==== RAW DATA ====

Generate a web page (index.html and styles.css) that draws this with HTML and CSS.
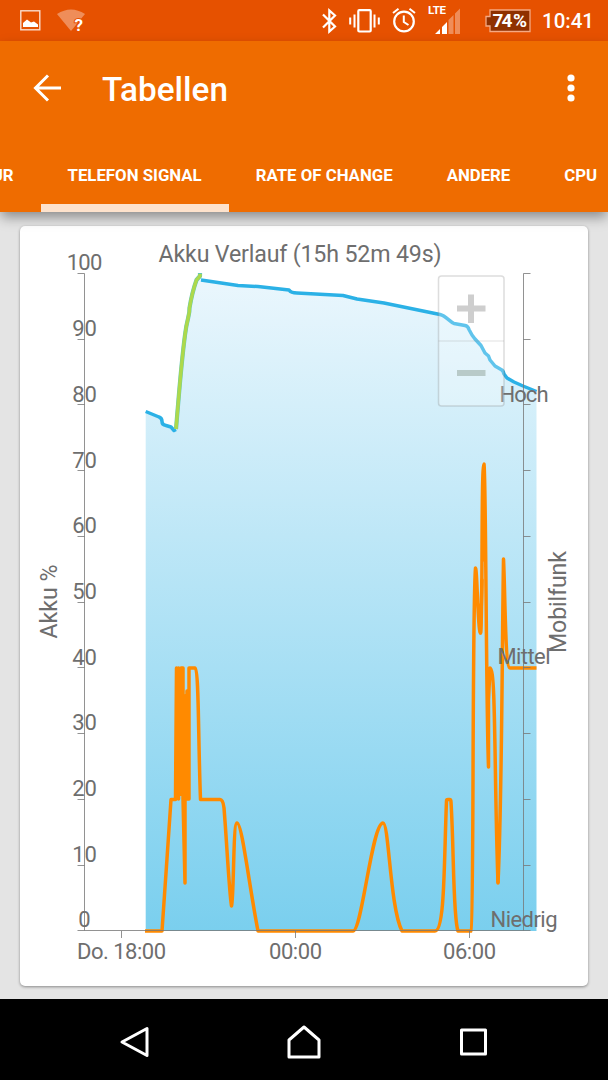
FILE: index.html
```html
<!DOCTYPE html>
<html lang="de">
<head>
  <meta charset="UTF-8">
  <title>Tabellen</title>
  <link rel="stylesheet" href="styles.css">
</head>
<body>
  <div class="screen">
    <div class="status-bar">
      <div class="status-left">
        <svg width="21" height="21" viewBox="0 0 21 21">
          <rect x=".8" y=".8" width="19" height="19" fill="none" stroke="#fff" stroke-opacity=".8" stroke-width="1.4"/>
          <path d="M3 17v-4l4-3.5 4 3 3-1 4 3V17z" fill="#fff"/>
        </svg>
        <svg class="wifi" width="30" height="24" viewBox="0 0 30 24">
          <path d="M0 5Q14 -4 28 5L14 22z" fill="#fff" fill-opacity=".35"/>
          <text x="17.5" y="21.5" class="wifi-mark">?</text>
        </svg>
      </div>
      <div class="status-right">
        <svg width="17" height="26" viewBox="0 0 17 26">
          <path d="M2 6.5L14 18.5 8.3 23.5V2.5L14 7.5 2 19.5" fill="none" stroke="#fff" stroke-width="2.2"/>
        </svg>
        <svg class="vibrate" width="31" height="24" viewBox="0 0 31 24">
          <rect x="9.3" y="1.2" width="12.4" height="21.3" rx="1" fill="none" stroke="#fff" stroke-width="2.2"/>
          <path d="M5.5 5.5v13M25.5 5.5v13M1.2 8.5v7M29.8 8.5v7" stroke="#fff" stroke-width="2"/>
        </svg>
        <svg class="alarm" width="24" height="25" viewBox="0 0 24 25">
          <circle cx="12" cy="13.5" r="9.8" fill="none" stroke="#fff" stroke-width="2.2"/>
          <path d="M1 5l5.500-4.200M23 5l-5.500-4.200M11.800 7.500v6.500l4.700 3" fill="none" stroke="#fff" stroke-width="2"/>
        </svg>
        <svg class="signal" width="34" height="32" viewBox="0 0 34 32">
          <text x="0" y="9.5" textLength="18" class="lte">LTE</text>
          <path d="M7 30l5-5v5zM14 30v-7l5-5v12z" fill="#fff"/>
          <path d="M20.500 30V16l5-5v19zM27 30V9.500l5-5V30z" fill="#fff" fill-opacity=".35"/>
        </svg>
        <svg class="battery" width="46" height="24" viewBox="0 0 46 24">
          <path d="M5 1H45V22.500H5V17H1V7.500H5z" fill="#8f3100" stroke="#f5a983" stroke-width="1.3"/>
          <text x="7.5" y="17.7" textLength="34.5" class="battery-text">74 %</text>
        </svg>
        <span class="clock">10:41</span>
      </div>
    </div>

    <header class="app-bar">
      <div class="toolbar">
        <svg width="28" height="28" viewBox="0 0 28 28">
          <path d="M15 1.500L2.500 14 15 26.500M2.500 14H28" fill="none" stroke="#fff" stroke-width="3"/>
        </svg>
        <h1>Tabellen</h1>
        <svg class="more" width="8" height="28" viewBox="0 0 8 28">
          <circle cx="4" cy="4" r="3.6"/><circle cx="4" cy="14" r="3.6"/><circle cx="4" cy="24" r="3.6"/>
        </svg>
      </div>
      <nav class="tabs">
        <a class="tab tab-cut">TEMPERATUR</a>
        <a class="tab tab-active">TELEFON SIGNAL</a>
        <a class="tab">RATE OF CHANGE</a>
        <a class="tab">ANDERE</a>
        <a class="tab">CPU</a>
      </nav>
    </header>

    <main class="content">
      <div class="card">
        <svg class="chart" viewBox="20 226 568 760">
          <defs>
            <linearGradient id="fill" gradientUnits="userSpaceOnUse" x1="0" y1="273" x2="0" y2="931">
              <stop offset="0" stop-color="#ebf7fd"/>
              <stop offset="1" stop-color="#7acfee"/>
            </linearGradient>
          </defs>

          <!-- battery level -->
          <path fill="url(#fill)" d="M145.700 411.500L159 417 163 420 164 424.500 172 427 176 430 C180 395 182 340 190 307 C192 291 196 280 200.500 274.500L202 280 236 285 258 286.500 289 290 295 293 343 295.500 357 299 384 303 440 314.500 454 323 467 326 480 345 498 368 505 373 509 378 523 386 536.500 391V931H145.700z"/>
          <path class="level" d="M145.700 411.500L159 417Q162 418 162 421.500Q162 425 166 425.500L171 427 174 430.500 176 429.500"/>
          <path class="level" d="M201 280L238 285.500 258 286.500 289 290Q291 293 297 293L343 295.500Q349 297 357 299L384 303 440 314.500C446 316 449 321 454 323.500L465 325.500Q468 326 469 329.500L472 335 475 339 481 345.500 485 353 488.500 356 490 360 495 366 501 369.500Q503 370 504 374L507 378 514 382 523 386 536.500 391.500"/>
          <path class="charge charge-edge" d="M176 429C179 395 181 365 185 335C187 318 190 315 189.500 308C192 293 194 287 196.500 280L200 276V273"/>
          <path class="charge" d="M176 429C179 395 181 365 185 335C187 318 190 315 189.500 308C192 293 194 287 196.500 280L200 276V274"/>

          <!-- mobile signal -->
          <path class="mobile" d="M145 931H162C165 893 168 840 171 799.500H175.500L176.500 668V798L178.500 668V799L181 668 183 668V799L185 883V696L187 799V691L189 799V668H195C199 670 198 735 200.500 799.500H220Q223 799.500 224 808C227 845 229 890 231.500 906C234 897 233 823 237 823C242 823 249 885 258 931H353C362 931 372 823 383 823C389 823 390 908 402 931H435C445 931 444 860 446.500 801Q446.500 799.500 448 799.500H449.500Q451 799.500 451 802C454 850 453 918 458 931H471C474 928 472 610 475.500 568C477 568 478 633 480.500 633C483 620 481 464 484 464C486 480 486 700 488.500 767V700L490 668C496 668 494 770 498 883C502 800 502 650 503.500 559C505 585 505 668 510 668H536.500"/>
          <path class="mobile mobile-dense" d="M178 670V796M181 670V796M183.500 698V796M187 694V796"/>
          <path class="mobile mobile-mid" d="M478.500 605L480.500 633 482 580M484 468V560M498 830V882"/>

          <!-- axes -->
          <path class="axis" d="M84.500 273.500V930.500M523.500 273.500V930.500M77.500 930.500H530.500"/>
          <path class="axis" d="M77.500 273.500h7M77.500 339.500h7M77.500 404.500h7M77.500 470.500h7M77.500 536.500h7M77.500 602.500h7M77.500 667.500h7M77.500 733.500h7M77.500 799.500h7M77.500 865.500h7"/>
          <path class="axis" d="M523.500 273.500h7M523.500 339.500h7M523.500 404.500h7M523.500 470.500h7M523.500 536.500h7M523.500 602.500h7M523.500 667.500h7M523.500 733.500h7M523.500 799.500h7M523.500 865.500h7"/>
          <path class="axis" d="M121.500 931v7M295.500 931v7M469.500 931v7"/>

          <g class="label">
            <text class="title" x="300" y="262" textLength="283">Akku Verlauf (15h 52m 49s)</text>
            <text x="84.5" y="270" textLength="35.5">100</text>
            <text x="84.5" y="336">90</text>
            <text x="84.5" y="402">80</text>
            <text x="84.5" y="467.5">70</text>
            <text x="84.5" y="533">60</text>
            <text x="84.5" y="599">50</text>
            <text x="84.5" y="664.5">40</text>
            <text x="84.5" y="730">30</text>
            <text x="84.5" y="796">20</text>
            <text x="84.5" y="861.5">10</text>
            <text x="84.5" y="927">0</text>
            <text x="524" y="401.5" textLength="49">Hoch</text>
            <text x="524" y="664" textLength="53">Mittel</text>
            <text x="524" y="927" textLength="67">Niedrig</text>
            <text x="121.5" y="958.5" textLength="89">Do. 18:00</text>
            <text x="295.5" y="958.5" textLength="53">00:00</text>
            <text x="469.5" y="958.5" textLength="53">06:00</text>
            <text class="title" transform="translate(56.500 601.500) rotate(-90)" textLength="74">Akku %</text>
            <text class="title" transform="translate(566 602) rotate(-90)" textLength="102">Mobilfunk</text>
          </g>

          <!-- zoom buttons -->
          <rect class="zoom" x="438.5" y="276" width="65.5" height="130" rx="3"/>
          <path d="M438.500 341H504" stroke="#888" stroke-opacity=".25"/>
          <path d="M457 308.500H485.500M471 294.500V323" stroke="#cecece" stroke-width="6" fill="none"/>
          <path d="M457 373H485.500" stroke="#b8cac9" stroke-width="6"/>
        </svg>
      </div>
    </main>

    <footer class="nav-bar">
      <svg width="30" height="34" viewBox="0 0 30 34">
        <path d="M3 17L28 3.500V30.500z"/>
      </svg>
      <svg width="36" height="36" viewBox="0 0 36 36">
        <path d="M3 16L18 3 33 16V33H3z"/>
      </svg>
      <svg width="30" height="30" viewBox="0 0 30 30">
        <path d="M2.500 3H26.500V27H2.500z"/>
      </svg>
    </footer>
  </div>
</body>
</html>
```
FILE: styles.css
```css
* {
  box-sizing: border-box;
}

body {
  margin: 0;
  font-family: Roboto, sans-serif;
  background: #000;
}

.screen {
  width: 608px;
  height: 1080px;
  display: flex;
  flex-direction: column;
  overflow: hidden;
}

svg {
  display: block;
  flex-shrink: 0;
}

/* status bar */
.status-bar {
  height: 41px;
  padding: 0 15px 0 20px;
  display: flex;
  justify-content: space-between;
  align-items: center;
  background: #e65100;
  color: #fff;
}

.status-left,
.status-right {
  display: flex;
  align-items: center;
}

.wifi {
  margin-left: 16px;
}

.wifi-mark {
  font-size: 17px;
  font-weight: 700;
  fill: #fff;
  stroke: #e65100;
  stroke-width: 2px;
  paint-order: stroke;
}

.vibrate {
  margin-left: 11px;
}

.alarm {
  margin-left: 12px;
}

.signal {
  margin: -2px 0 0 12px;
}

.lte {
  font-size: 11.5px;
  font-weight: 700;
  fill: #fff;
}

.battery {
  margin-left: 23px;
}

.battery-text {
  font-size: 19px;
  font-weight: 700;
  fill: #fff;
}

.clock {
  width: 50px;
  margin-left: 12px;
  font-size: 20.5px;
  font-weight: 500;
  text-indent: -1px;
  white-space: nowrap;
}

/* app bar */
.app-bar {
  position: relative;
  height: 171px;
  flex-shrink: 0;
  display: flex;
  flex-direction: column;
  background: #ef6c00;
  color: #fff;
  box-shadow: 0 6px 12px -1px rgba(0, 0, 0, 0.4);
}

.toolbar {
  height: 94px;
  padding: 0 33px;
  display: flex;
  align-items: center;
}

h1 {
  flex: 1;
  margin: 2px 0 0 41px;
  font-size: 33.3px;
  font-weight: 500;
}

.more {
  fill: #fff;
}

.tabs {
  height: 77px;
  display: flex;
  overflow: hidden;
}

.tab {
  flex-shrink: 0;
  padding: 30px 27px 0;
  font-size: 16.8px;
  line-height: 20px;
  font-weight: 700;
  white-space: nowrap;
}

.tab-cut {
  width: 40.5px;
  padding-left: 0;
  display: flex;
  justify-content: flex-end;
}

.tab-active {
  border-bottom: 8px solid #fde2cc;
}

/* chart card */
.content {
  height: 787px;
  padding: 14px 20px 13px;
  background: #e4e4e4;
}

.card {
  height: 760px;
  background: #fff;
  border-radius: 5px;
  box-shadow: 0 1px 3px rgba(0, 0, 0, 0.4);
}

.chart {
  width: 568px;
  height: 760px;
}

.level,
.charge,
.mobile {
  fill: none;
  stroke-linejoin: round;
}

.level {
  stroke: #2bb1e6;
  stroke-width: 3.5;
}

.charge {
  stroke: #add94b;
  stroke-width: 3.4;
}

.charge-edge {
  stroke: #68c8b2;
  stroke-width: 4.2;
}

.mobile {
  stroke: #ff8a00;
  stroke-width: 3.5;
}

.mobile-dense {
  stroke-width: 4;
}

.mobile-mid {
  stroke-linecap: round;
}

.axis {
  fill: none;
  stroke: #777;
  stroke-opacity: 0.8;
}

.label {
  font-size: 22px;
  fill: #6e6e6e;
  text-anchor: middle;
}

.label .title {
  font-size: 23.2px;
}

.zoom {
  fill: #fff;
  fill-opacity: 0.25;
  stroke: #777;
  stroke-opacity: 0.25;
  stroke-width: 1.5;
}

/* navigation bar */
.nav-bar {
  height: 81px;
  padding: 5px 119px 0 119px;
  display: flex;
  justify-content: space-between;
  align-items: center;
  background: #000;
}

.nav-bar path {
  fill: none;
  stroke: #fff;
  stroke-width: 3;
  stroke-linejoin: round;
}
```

====
==== RAW DATA ====

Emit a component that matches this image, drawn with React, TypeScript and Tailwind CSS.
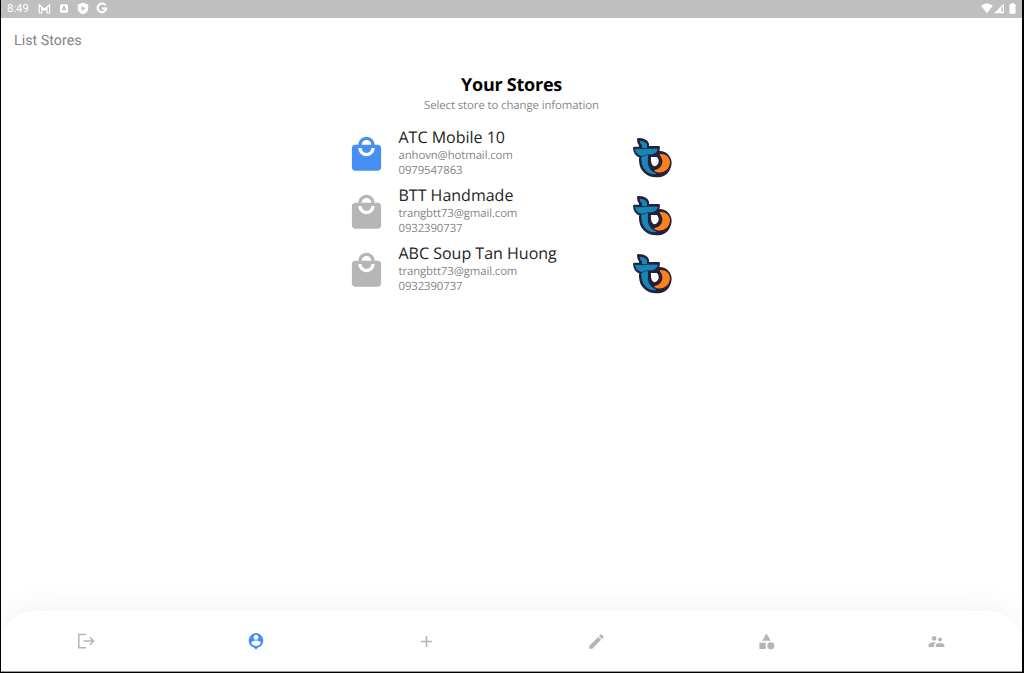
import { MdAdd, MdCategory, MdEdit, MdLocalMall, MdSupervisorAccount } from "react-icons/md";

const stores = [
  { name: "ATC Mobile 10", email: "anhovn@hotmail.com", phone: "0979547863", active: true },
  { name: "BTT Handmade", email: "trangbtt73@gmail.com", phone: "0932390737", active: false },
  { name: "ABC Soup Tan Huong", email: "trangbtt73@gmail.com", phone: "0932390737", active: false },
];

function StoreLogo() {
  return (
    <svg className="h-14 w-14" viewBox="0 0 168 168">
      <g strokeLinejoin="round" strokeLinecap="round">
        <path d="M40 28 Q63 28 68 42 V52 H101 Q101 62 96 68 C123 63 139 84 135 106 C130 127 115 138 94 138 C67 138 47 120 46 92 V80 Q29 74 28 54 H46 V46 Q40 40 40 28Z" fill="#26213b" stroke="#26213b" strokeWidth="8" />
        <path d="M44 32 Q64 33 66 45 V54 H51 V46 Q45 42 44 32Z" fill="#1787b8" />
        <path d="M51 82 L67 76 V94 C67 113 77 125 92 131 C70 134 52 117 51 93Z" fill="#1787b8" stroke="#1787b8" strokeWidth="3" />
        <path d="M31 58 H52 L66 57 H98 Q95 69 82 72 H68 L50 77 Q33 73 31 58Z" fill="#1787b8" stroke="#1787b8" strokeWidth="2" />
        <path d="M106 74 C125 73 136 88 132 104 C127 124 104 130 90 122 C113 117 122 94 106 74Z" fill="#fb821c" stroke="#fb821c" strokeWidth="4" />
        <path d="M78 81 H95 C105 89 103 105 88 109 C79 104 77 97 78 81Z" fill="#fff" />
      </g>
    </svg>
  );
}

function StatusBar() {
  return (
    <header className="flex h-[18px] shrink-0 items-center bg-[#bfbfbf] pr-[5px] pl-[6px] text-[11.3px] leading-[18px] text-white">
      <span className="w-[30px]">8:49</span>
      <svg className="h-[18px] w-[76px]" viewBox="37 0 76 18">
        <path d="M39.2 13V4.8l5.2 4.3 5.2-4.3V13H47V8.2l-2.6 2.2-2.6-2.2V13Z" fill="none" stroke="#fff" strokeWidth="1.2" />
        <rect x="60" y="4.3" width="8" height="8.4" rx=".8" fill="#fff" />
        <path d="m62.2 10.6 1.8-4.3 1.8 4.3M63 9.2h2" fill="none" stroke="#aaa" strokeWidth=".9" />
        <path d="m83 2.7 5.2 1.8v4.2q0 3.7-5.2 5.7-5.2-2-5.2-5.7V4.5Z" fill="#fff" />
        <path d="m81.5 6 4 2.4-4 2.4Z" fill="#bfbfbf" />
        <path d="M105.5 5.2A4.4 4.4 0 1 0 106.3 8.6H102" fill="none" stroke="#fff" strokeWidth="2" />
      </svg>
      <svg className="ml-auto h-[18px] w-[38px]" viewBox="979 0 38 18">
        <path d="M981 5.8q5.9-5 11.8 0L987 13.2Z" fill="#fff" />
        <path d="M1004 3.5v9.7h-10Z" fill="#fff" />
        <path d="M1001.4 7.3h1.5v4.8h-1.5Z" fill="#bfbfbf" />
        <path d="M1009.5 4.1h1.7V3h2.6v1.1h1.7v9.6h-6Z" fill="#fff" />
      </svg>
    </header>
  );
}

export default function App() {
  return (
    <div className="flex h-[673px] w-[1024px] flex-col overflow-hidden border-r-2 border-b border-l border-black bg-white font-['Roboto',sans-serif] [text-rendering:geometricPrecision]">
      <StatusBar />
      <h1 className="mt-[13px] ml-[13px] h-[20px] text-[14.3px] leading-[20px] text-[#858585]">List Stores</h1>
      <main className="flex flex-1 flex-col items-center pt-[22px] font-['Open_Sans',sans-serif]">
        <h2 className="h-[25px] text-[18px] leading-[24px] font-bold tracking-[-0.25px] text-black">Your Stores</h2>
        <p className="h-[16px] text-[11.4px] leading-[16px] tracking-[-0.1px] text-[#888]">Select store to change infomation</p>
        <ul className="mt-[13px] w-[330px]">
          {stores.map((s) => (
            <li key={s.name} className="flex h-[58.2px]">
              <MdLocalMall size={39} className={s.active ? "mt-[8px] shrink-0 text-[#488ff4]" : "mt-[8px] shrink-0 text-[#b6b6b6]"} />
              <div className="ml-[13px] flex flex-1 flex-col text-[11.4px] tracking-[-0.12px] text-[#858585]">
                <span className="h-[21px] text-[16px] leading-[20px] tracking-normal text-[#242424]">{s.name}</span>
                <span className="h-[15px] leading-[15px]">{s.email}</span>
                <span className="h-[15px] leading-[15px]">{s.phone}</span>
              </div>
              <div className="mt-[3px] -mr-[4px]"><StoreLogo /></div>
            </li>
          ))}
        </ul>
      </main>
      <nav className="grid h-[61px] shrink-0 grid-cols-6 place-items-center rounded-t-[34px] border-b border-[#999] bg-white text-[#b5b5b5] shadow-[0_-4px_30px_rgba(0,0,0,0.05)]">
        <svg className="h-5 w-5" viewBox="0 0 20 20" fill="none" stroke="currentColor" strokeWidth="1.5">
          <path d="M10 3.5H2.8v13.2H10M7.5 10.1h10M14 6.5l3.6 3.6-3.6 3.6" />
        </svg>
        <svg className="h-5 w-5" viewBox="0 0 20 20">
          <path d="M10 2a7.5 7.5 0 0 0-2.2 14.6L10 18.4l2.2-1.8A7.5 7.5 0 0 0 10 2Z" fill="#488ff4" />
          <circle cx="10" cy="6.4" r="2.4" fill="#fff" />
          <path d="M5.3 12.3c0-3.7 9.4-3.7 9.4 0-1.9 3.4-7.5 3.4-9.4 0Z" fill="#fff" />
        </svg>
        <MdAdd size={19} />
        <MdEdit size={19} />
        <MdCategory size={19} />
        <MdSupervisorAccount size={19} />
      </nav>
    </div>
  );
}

====

• **GOAL**: For each line of the entries that includes "styles", show that line.

• **OUTPUT FOR THIS EXERCISE**:
Generate a web page (index.html and styles.css) that draws this with HTML and CSS.
  <link rel="stylesheet" href="styles.css">
FILE: styles.css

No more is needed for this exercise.